In Martin's "Statesman's Manual" for 1873 it is estimated at 12,700,000, or only little more than one half; in Ravenstein's "Denominational Statistics of England and Wales" (London, 1870), at 77.8 per cent. of the total population, which according to the census of 1871 would be 17,781,000. Nearly all writers on this subject agree that the church of England has been during the last 20 years steadily losing ground. While the number of dioceses in England has long been stationary, that of the colonial and missionary bishops has of late rapidly increased.

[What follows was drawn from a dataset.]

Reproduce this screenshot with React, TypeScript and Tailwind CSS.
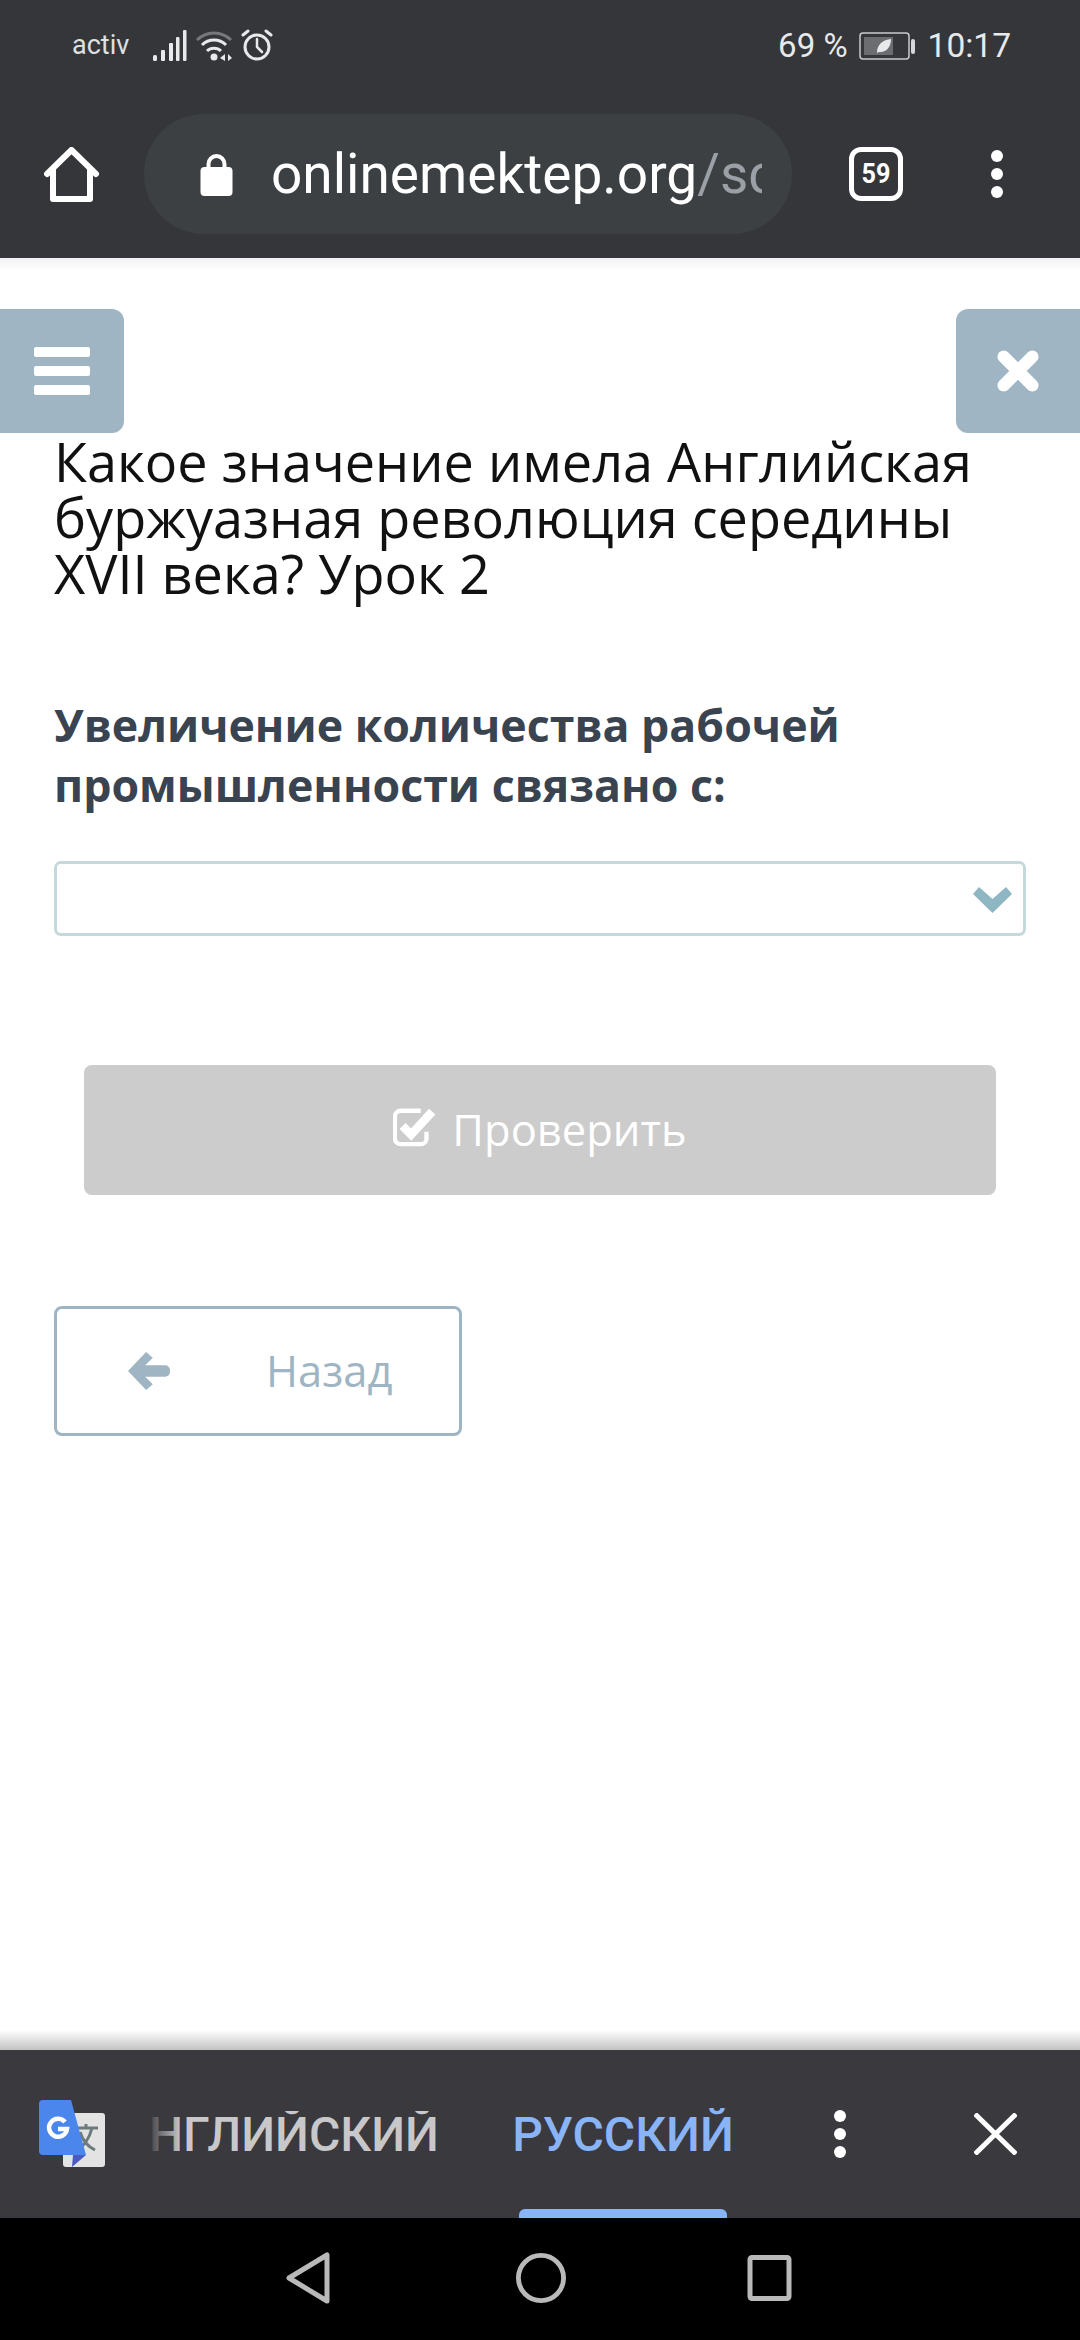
const ROBOTO = 'font-["Roboto",sans-serif]'

function StatusBar() {
  return (
    <div className={`flex h-[90px] items-center justify-between pl-[72px] pr-[69px] pt-[1px] text-[#e8e9ea] ${ROBOTO}`}>
      <div className="flex items-center">
        <span className="w-[80px] text-[27px] leading-none text-[#dfe0e1]">activ</span>
        <svg width="36" height="32" viewBox="0 0 36 32" fill="#e8e9ea">
          <rect x="1" y="25" width="4" height="6" rx="1.5" />
          <rect x="9" y="20" width="4" height="11" rx="1" />
          <rect x="17" y="13" width="4" height="18" rx="1" />
          <rect x="24" y="7" width="3.5" height="24" rx="1" />
          <rect x="31" y="0" width="3.5" height="31" rx="1" />
        </svg>
        <svg className="ml-[7px]" width="38" height="32" viewBox="0 0 38 32" fill="none">
          <path d="M2 10 A24 24 0 0 1 36 10" stroke="#77787b" strokeWidth="3" />
          <path d="M7 15 A17 17 0 0 1 31 15" stroke="#e8e9ea" strokeWidth="3" />
          <path d="M12 21 A10 10 0 0 1 26 21" stroke="#e8e9ea" strokeWidth="3" />
          <circle cx="19" cy="27" r="3.5" fill="#e8e9ea" />
          <path d="M30 24 L25 28 L30 31Z M33 24 L37 28 L33 31Z" fill="#e8e9ea" />
        </svg>
        <svg className="ml-[8px]" width="32" height="34" viewBox="0 0 32 34" fill="none" stroke="#e8e9ea" strokeLinecap="round">
          <circle cx="16" cy="18" r="12" strokeWidth="3" />
          <path d="M16 10 V18 L21 23" strokeWidth="2.5" />
          <path d="M2 6 L7 2 M30 6 L25 2" strokeWidth="3" />
        </svg>
      </div>
      <div className="flex items-center">
        <span className="text-[33px] leading-none">69 %</span>
        <svg className="ml-[11px]" width="57" height="28" viewBox="0 0 57 28" fill="none">
          <rect x="1" y="1" width="49" height="26" rx="3" stroke="#c9cacb" strokeWidth="1.5" />
          <rect x="5" y="5" width="29" height="18" fill="#6c6d70" />
          <path d="M18 21 C18 12 24 8 32 7 C32 15 27 21 20 20Z" fill="#e8e9ea" />
          <rect x="52" y="7" width="4" height="15" rx="2" fill="#d6d7d8" />
        </svg>
        <span className="ml-[12px] text-[33.5px] leading-none">10:17</span>
      </div>
    </div>
  )
}

function BrowserBar() {
  return (
    <div className="flex h-[168px] items-start bg-[#35363a]">
      <div className="flex w-[144px] shrink-0 justify-center pt-[57px]">
        <svg width="56" height="56" viewBox="0 0 56 56" fill="none" stroke="#fff" strokeWidth="6" strokeLinejoin="round" strokeLinecap="round">
          <path d="M3 27 L27.5 3 L52 27" />
          <path d="M9 23 V52 H46 V23" />
        </svg>
      </div>
      <div className="mt-[24px] flex h-[120px] w-[648px] shrink-0 items-center rounded-full bg-[#3c4043] pl-[56px]">
        <svg className="shrink-0" width="33" height="44" viewBox="0 0 32 44" fill="#fff">
          <path d="M8 20 V12 a8 8 0 0 1 16 0 V20" fill="none" stroke="#fff" strokeWidth="4" />
          <rect x="0" y="15" width="32" height="29" rx="4" />
        </svg>
        <div className={`ml-[38px] w-[491px] overflow-hidden whitespace-nowrap text-[55px] leading-[64px] text-white ${ROBOTO}`}>
          onlinemektep.org<span className="text-[#9aa0a6]">/school</span>
        </div>
      </div>
      <div className="ml-[57px] mt-[57px] flex h-[54px] w-[54px] shrink-0 items-center justify-center rounded-[12px] border-[5px] border-white">
        <span className={`text-[28px] font-bold leading-none text-white ${ROBOTO} scale-x-90`}>59</span>
      </div>
      <div className="ml-[88px] mt-[60px] flex flex-col gap-[6px]">
        <span className="h-[12px] w-[12px] rounded-full bg-white" />
        <span className="h-[12px] w-[12px] rounded-full bg-white" />
        <span className="h-[12px] w-[12px] rounded-full bg-white" />
      </div>
    </div>
  )
}

function MainContent() {
  return (
    <main className='flex-1 bg-white font-["Open_Sans",sans-serif]'>
      <div className="h-[12px] bg-linear-to-b from-[#f1f1f1] to-white" />
      <div className="mt-[39px] flex justify-between">
        <button className="flex h-[124px] w-[124px] items-center justify-center rounded-r-[12px] bg-[#a0b5c3]">
          <span className="flex w-[56px] flex-col gap-[9px]">
            <span className="h-[10px] rounded-[2px] bg-white" />
            <span className="h-[10px] rounded-[2px] bg-white" />
            <span className="h-[10px] rounded-[2px] bg-white" />
          </span>
        </button>
        <button className="flex h-[124px] w-[124px] items-center justify-center rounded-l-[12px] bg-[#a0b5c3]">
          <svg width="46" height="44" viewBox="0 0 46 46" fill="none" stroke="#fff" strokeWidth="13" strokeLinecap="round" strokeLinejoin="round">
            <path d="M8 8 L38 38 M38 8 L8 38" />
          </svg>
        </button>
      </div>
      <div className="px-[54px]">
        <h1 className="text-[54px] font-normal leading-[56px] text-[#111]">
          Какое значение имела Английская<br />буржуазная революция середины<br />XVII века? Урок 2
        </h1>
        <p className="mt-[94px] text-[44.7px] font-bold leading-[60px] text-[#3a4350]">
          Увеличение количества рабочей<br />промышленности связано с:
        </p>
        <div className="mt-[46px] flex h-[75px] items-center justify-end rounded-[7px] border-[3px] border-[#c5d8dc] pr-[11px]">
          <svg className="translate-y-[1px]" width="39" height="26" viewBox="0 0 39 26" fill="#8fb6c3">
            <path d="M0 7 L6 0 L19.5 12 L33 0 L39 7 L19.5 26Z" />
          </svg>
        </div>
        <div className="px-[30px]">
          <button className="mt-[129px] flex h-[130px] w-full items-center justify-center rounded-[8px] bg-[#cccccc] text-[43.5px] text-white">
            <svg className="mr-[15px] -translate-y-[3px]" width="44" height="42" viewBox="0 0 46 42" fill="none">
              <path d="M35 26 V33 a6 6 0 0 1 -6 6 H8 a6 6 0 0 1 -6 -6 V10 a6 6 0 0 1 6 -6 H29" stroke="#fff" strokeWidth="4.5" />
              <path d="M10 20 L19 29 L41 5" stroke="#fff" strokeWidth="9" />
            </svg>
            Проверить
          </button>
        </div>
        <button className="mt-[111px] flex h-[130px] w-[408px] items-center rounded-[8px] border-[3px] border-[#a0b5c3] pl-[71px] text-[43.5px] text-[#a0b5c3]">
          <svg width="42" height="40" viewBox="0 0 44 40" fill="#a0b5c3">
            <path d="M0 20 L19 0 L26 6 L18 14 H39 a5 5 0 0 1 5 5 v2 a5 5 0 0 1 -5 5 H18 L26 34 L19 40Z" />
          </svg>
          <span className="ml-[96px]">Назад</span>
        </button>
      </div>
    </main>
  )
}

function TranslateBar() {
  return (
    <div className={`flex h-[168px] items-start bg-[#3a393e] ${ROBOTO} font-medium`}>
      <svg className="ml-[39px] mt-[50px] shrink-0" width="66" height="67" viewBox="0 0 66 67">
        <rect x="24" y="13" width="42" height="54" rx="3" fill="#e3e3e3" />
        <path d="M35 28 H59 M47 24 V28 M53 28 C50 40 44 47 37 51 M41 32 C44 42 50 47 56 50" stroke="#6d7a7c" strokeWidth="3" fill="none" />
        <path d="M34 55 L33 67 L47 55Z" fill="#4a5bc4" />
        <path d="M4 0 H32 L47 55 H4 a4 4 0 0 1 -4 -4 V4 a4 4 0 0 1 4 -4Z" fill="#4a86ec" />
        <path d="M26 22 A9 9 0 1 0 28 29 H19" fill="none" stroke="#fff" strokeWidth="4.5" />
      </svg>
      <div className="relative ml-[42px] mt-[61px] flex w-[292px] shrink-0 justify-end overflow-hidden whitespace-nowrap text-[48px] leading-none text-[#c8c8ca]">
        АНГЛИЙСКИЙ
        <span className="absolute inset-y-0 left-0 w-[34px] bg-linear-to-r from-[#3a393e] to-transparent" />
      </div>
      <div className="ml-[74px] flex h-full w-[220px] shrink-0 flex-col items-center">
        <span className="mt-[61px] text-[48px] leading-none text-[#8ab4f8]">РУССКИЙ</span>
        <span className="mt-auto h-[9px] w-[208px] rounded-t-[6px] bg-[#8ab4f8]" />
      </div>
      <div className="ml-[101px] mt-[60px] flex flex-col gap-[6px]">
        <span className="h-[12px] w-[12px] rounded-full bg-white" />
        <span className="h-[12px] w-[12px] rounded-full bg-white" />
        <span className="h-[12px] w-[12px] rounded-full bg-white" />
      </div>
      <svg className="ml-[128px] mt-[63px]" width="43" height="42" viewBox="0 0 43 42" stroke="#fff" strokeWidth="5">
        <path d="M1 1 L42 41 M42 1 L1 41" />
      </svg>
    </div>
  )
}

function NavBar() {
  return (
    <div className="flex h-[122px] items-center bg-black pb-[2px] pl-[286px]">
      <svg width="44" height="52" viewBox="0 0 44 52" fill="none" stroke="#b9b9b9" strokeWidth="5" strokeLinejoin="round">
        <path d="M3 26 L41 3 V49Z" />
      </svg>
      <svg className="ml-[186px]" width="50" height="50" viewBox="0 0 52 52" fill="none" stroke="#b9b9b9" strokeWidth="5">
        <circle cx="26" cy="26" r="23.5" />
      </svg>
      <svg className="ml-[181px]" width="45" height="46" viewBox="0 0 44 46" fill="none" stroke="#b9b9b9" strokeWidth="5" strokeLinejoin="round">
        <rect x="2.5" y="2.5" width="39" height="41" rx="2" />
      </svg>
    </div>
  )
}

export default function App() {
  return (
    <div className="flex h-[2340px] w-[1080px] flex-col overflow-hidden bg-white">
      <div className="bg-[#35363a]">
        <StatusBar />
        <BrowserBar />
      </div>
      <MainContent />
      <div className="h-[20px] bg-linear-to-b from-white to-[#c4c4c4]" />
      <TranslateBar />
      <NavBar />
    </div>
  )
}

The first colonial see established was that of Nova Scotia, in 1787; next came Quebec, in 1793. The first East Indian see was that of Calcutta, founded in 1813; the first West Indian, that of Jamaica, 1827; the first Australian see (Sydney) was established in 1836; the first of South Africa in 1850. In 1873 there were 54 colonial and missionary dioceses in connection with the church of England. Of these, 5, Bombay, Calcutta, Colombo, Labuan, and Madras, were in the East Indies: 5, Antigua, Barbadoes, Jamaica, Nassau, and Trinidad, in the West Indies; 2, Guiana and Falkland islands, in South America; 9, Cape Town, Graham's Town, St. Helena, Natal, Mauritius, Central Africa, Orange River State, Eastern Africa, and Madagascar, in south and east Africa; 2, Sierra Leone and Niger, in west Africa; 10, Adelaide, Bathurst, Brisbane, Goulburn, Grafton and Armidale, Melbourne, Newcastle, Perth, Sydney, and Tasmania, in Australia; 10, British Columbia, Fredericton, Huron, Montreal, Newfoundland, Nova Scotia, Ontario, Quebec, Rupert's Land, and Toronto, in British. North America; 6, Christ Church, Nelson, Auckland, Wellington, Whaiagua, and Dunedin, in New Zealand; the remainder were the dioceses of Melanesia in the Pacific, of Honolulu in the Hawaiian islands, of Victoria in Hong Kong, of Gibraltar, and of Jerusalem. Besides the church of Ireland, also the Episcopal church of Scotland and the Protestant Episcopal church of the United States agree in doctrine with the church of England. (See Episcopal CHURCH.)